Emmett ne prend jamais la parole dans Milwaukee Blues, nous n’écoutons que ceux qui, de près ou de loin, le côtoyèrent ainsi que, dans la deuxième partie, ceux qui luttent pour que justice soit faite.
Le premier à s’exprimer est le jeune Pakistanais, gérant d’une superette qui, croyant qu’Emmett lui avait refilé un faux billet, appelle le 911, la police, ce qu’il regrettera.
« En attendant, je continue à ne pas trouver le sommeil, et les rares fois où j’y arrive, à ne pas pouvoir respirer dans mes cauchemars. Le fait que mon oncle, en tant que patron de la supérette, ait déclaré vouloir participer aux frais des funérailles n’a pas changé grand-chose à l’affaire. Les visages noirs hurleurs persistent à trouer mon sommeil : « Je ne peux pas respirer ! Je ne peux pas respirer ! Je ne peux pas… »
Il se rend compte que son geste a signé la peine de mort du jeune Noir.
« Comment ils ont fait un plaquage ventral au gars, lui ont passé les bracelets pendant qu’il était au sol. Et comme si ça ne suffisait pas, le Caucasien à la boule de Kojak – c’est le nom de l’acteur d’un feuilleton que je regardais, enfant – lui a maintenu le genou entre les omoplates, l’air de rien, comme on fait avec le mouton de l’Aïd pour qu’il arrête de gigoter et de brailler avant l’égorgement, tandis que ses collègues s’occupaient de tenir les badauds à distance. »

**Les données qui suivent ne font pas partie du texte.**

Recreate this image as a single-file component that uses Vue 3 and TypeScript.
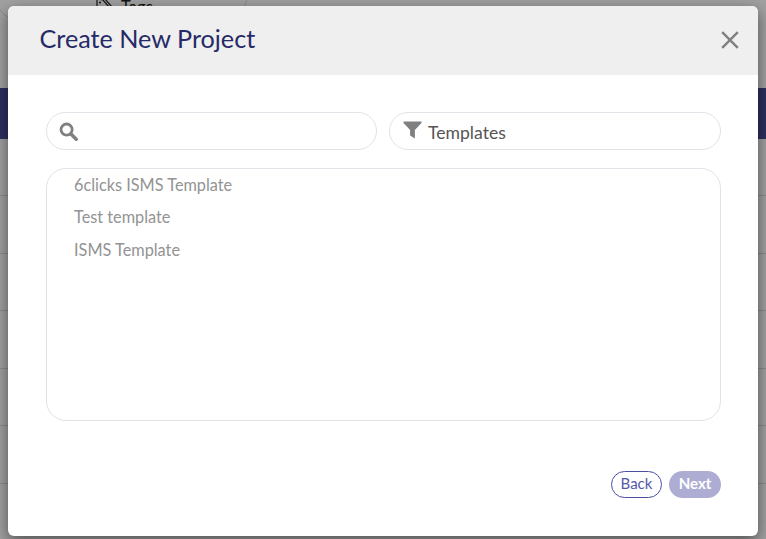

Ce seront ensuite son institutrice, ses deux amis d’enfance, Nancy, sa fiancée blanche du temps de l’université, son instructeur sportif, sa femme, Ma Robinson, ancienne matonne de prison devenue pasteure, qui nous feront revivre l’ascension et la chute d’Emmett, ce jeune noir qui, pour échapper de Franklin Heights, le ghetto noir de Milwaukee, ne voit qu’une seule issue, jouer au football américain dans une université. Car, dans cet étrange pays, pour jouer au football il faut entrer à l’université, et pour y accéder, si l’on provient des couches défavorisées de la société, il faut obtenir une bourse.
L’« american dream » du jeune homme ne tardera pas à se briser ce qui l’obligera à rentrer dans son ghetto où, après des années de petits boulots, il trouvera la mort, étouffé par un policier, étouffé par un racisme qui n’en finit pas de renaître aux États-Unis ainsi que dans le monde.

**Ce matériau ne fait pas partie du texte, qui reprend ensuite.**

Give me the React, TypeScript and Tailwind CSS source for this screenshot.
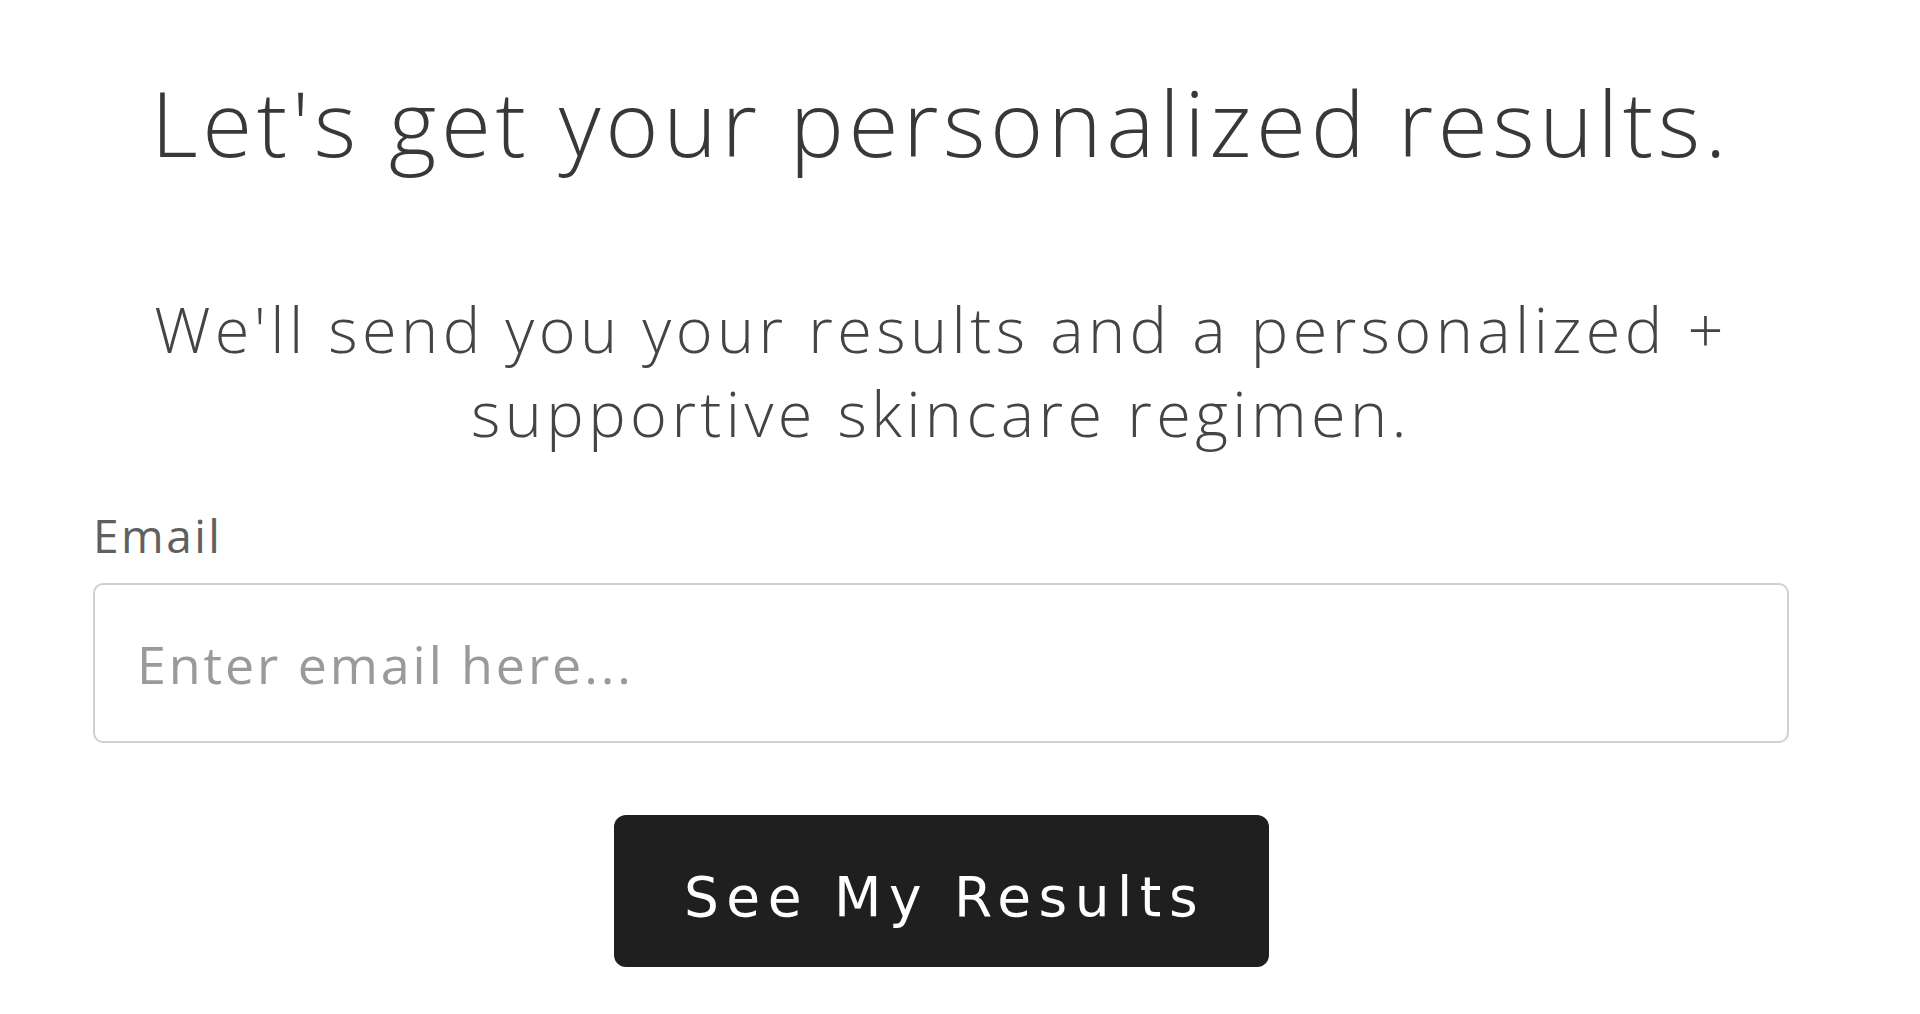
import React from "react";

export default function App() {
  return (
    <div className="min-h-[1014px] w-full bg-white" style={{ fontFamily: '"Open Sans", "Liberation Sans", sans-serif' }}>
      <div className="ml-[93px] w-[1696px] pt-[72px] flex flex-col">
        <h1 className="text-center text-[91px] leading-[100px] font-light tracking-[4.6px] text-[#383838] whitespace-nowrap">
          Let's get your personalized results.
        </h1>
        <p className="mt-[115px] text-center text-[63px] leading-[84px] font-light tracking-[4.4px] text-[#444444]">
          We'll send you your results and a personalized +
          <br />
          supportive skincare regimen.
        </p>
        <label className="mt-[52px] text-[46px] leading-[56px] tracking-[2.5px] text-[#606060]">Email</label>
        <input
          type="email"
          placeholder="Enter email here..."
          className="mt-[20px] h-[160px] w-full rounded-[10px] border-2 border-[#d0d0d0] bg-white pl-[42px] text-[52px] tracking-[2.9px] text-[#333] placeholder:text-[#9a9a9a] outline-none"
        />
        <div className="mt-[72px] flex justify-center">
          <button
            className="h-[152px] w-[655px] rounded-[12px] bg-[#1f1f1f] pl-[7px] pt-[12px] text-[55px] font-normal tracking-[7.5px] text-white"
            style={{ fontFamily: '"DejaVu Sans", "Open Sans", sans-serif' }}
          >
            See My Results
          </button>
        </div>
      </div>
    </div>
  );
}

La deuxième partie du roman, le récit des funérailles et de l’organisation de la marche exigeant la justice, se centre surtout sur deux femmes, Ma Robinson, la pasteure qui fut l’amie de la mère d’Emmett, un émouvant personnage haut en couleurs qui met souvent une touche d’humour au texte, et Marie-Hélène, une jeune étudiante haïtienne engagée corps et âme pour les droits humains.
Ce choix de faire entendre un chœur de voix donne au roman de Dalembert une force toute particulière et l’éloigne du pamphlet qu’il aurait pu devenir en ne s’occupant que du cas réel. Cette distance permet à l’auteur et grâce à tous ces personnages, d’être au plus près du sujet.
Un roman nécessaire et, je l’espère, utile.